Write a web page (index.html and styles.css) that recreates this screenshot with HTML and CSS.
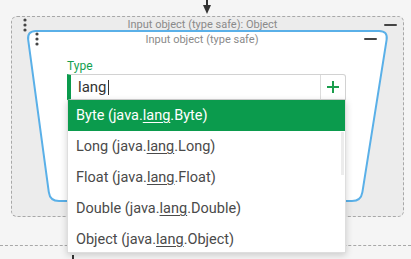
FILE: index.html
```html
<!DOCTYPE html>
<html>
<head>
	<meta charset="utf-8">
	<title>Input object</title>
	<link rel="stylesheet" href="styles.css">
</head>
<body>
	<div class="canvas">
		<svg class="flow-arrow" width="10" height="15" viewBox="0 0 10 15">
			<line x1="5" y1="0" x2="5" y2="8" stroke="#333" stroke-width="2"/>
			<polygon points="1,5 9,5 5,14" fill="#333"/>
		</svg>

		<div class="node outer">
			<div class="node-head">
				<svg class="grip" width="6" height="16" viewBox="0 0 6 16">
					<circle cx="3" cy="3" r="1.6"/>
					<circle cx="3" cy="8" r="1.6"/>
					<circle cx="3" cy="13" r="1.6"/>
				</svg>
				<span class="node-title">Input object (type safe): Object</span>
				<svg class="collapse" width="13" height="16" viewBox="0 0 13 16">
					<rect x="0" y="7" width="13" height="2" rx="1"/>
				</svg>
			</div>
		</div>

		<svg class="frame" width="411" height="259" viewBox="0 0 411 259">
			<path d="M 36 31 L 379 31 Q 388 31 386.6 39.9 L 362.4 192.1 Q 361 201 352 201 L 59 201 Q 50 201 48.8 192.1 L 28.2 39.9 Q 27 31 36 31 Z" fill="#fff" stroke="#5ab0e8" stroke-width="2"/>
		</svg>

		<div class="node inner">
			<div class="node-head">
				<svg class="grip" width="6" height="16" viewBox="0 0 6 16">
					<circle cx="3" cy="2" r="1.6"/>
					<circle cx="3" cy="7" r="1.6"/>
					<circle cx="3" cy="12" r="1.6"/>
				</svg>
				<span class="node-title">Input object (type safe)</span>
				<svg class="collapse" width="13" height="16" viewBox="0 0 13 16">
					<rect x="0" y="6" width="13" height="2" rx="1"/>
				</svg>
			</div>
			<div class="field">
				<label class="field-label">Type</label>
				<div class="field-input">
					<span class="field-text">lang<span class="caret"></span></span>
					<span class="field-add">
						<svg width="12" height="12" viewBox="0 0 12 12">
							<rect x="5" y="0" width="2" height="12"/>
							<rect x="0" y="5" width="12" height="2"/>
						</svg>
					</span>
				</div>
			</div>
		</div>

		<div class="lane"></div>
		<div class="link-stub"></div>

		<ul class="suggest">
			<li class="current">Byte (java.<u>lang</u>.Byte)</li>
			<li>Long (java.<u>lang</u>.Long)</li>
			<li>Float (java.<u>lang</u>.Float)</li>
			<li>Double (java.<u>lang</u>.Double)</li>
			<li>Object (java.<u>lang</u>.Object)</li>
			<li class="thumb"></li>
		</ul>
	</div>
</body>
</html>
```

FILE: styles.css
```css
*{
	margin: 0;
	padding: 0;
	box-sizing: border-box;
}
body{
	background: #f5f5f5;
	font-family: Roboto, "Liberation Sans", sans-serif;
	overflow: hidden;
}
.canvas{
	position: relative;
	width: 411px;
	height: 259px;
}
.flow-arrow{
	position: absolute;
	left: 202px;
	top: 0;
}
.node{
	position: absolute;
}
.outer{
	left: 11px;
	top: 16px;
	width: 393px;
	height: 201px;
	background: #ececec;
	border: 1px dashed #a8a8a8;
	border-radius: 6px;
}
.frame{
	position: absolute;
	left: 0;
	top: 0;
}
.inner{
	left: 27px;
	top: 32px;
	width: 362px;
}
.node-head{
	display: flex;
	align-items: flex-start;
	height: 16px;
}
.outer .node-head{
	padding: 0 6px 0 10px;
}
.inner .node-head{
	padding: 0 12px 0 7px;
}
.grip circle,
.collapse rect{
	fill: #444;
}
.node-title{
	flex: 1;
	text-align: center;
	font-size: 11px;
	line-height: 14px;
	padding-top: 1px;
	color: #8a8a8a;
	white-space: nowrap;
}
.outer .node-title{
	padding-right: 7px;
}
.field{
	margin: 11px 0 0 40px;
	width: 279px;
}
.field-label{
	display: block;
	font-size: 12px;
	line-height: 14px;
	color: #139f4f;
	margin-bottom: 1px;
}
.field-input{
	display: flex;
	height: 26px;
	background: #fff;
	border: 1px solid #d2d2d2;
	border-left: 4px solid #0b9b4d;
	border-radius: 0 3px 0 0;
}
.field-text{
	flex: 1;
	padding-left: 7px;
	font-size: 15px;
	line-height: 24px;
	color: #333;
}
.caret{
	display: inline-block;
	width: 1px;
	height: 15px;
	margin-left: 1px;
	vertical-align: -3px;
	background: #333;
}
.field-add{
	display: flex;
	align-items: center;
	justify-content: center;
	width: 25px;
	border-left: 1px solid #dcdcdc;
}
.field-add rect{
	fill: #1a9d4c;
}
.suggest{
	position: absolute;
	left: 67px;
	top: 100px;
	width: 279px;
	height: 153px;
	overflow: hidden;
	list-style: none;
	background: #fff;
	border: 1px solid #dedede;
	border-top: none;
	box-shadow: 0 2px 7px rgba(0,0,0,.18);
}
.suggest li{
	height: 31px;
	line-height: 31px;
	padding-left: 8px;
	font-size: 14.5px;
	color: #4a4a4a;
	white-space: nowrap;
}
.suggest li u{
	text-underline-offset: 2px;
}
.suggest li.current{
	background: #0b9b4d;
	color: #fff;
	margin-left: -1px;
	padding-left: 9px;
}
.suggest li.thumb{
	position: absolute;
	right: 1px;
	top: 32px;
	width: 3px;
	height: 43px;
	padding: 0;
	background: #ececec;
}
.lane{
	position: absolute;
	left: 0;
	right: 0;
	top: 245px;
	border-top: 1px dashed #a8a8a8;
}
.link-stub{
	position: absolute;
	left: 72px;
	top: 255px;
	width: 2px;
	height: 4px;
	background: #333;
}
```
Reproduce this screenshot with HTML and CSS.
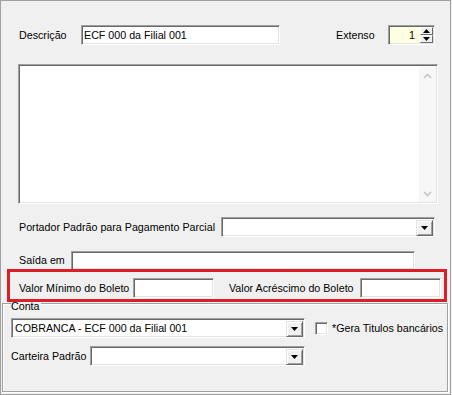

Problem statement:
Return each line exactly as written. Any picture gets left out.

Correct response:
Write a web page (index.html and styles.css) that recreates this screenshot with HTML and CSS.
FILE: index.html
```html
<!DOCTYPE html>
<html>
<head>
	<meta charset="utf-8">
	<title>Input object</title>
	<link rel="stylesheet" href="styles.css">
</head>
<body>
	<div class="canvas">
		<svg class="flow-arrow" width="10" height="15" viewBox="0 0 10 15">
			<line x1="5" y1="0" x2="5" y2="8" stroke="#333" stroke-width="2"/>
			<polygon points="1,5 9,5 5,14" fill="#333"/>
		</svg>

		<div class="node outer">
			<div class="node-head">
				<svg class="grip" width="6" height="16" viewBox="0 0 6 16">
					<circle cx="3" cy="3" r="1.6"/>
					<circle cx="3" cy="8" r="1.6"/>
					<circle cx="3" cy="13" r="1.6"/>
				</svg>
				<span class="node-title">Input object (type safe): Object</span>
				<svg class="collapse" width="13" height="16" viewBox="0 0 13 16">
					<rect x="0" y="7" width="13" height="2" rx="1"/>
				</svg>
			</div>
		</div>

		<svg class="frame" width="411" height="259" viewBox="0 0 411 259">
			<path d="M 36 31 L 379 31 Q 388 31 386.6 39.9 L 362.4 192.1 Q 361 201 352 201 L 59 201 Q 50 201 48.8 192.1 L 28.2 39.9 Q 27 31 36 31 Z" fill="#fff" stroke="#5ab0e8" stroke-width="2"/>
		</svg>

		<div class="node inner">
			<div class="node-head">
				<svg class="grip" width="6" height="16" viewBox="0 0 6 16">
					<circle cx="3" cy="2" r="1.6"/>
					<circle cx="3" cy="7" r="1.6"/>
					<circle cx="3" cy="12" r="1.6"/>
				</svg>
				<span class="node-title">Input object (type safe)</span>
				<svg class="collapse" width="13" height="16" viewBox="0 0 13 16">
					<rect x="0" y="6" width="13" height="2" rx="1"/>
				</svg>
			</div>
			<div class="field">
				<label class="field-label">Type</label>
				<div class="field-input">
					<span class="field-text">lang<span class="caret"></span></span>
					<span class="field-add">
						<svg width="12" height="12" viewBox="0 0 12 12">
							<rect x="5" y="0" width="2" height="12"/>
							<rect x="0" y="5" width="12" height="2"/>
						</svg>
					</span>
				</div>
			</div>
		</div>

		<div class="lane"></div>
		<div class="link-stub"></div>

		<ul class="suggest">
			<li class="current">Byte (java.<u>lang</u>.Byte)</li>
			<li>Long (java.<u>lang</u>.Long)</li>
			<li>Float (java.<u>lang</u>.Float)</li>
			<li>Double (java.<u>lang</u>.Double)</li>
			<li>Object (java.<u>lang</u>.Object)</li>
			<li class="thumb"></li>
		</ul>
	</div>
</body>
</html>
```

FILE: styles.css
```css
*{
	margin: 0;
	padding: 0;
	box-sizing: border-box;
}
body{
	background: #f5f5f5;
	font-family: Roboto, "Liberation Sans", sans-serif;
	overflow: hidden;
}
.canvas{
	position: relative;
	width: 411px;
	height: 259px;
}
.flow-arrow{
	position: absolute;
	left: 202px;
	top: 0;
}
.node{
	position: absolute;
}
.outer{
	left: 11px;
	top: 16px;
	width: 393px;
	height: 201px;
	background: #ececec;
	border: 1px dashed #a8a8a8;
	border-radius: 6px;
}
.frame{
	position: absolute;
	left: 0;
	top: 0;
}
.inner{
	left: 27px;
	top: 32px;
	width: 362px;
}
.node-head{
	display: flex;
	align-items: flex-start;
	height: 16px;
}
.outer .node-head{
	padding: 0 6px 0 10px;
}
.inner .node-head{
	padding: 0 12px 0 7px;
}
.grip circle,
.collapse rect{
	fill: #444;
}
.node-title{
	flex: 1;
	text-align: center;
	font-size: 11px;
	line-height: 14px;
	padding-top: 1px;
	color: #8a8a8a;
	white-space: nowrap;
}
.outer .node-title{
	padding-right: 7px;
}
.field{
	margin: 11px 0 0 40px;
	width: 279px;
}
.field-label{
	display: block;
	font-size: 12px;
	line-height: 14px;
	color: #139f4f;
	margin-bottom: 1px;
}
.field-input{
	display: flex;
	height: 26px;
	background: #fff;
	border: 1px solid #d2d2d2;
	border-left: 4px solid #0b9b4d;
	border-radius: 0 3px 0 0;
}
.field-text{
	flex: 1;
	padding-left: 7px;
	font-size: 15px;
	line-height: 24px;
	color: #333;
}
.caret{
	display: inline-block;
	width: 1px;
	height: 15px;
	margin-left: 1px;
	vertical-align: -3px;
	background: #333;
}
.field-add{
	display: flex;
	align-items: center;
	justify-content: center;
	width: 25px;
	border-left: 1px solid #dcdcdc;
}
.field-add rect{
	fill: #1a9d4c;
}
.suggest{
	position: absolute;
	left: 67px;
	top: 100px;
	width: 279px;
	height: 153px;
	overflow: hidden;
	list-style: none;
	background: #fff;
	border: 1px solid #dedede;
	border-top: none;
	box-shadow: 0 2px 7px rgba(0,0,0,.18);
}
.suggest li{
	height: 31px;
	line-height: 31px;
	padding-left: 8px;
	font-size: 14.5px;
	color: #4a4a4a;
	white-space: nowrap;
}
.suggest li u{
	text-underline-offset: 2px;
}
.suggest li.current{
	background: #0b9b4d;
	color: #fff;
	margin-left: -1px;
	padding-left: 9px;
}
.suggest li.thumb{
	position: absolute;
	right: 1px;
	top: 32px;
	width: 3px;
	height: 43px;
	padding: 0;
	background: #ececec;
}
.lane{
	position: absolute;
	left: 0;
	right: 0;
	top: 245px;
	border-top: 1px dashed #a8a8a8;
}
.link-stub{
	position: absolute;
	left: 72px;
	top: 255px;
	width: 2px;
	height: 4px;
	background: #333;
}
```
Reproduce this screenshot with HTML and CSS.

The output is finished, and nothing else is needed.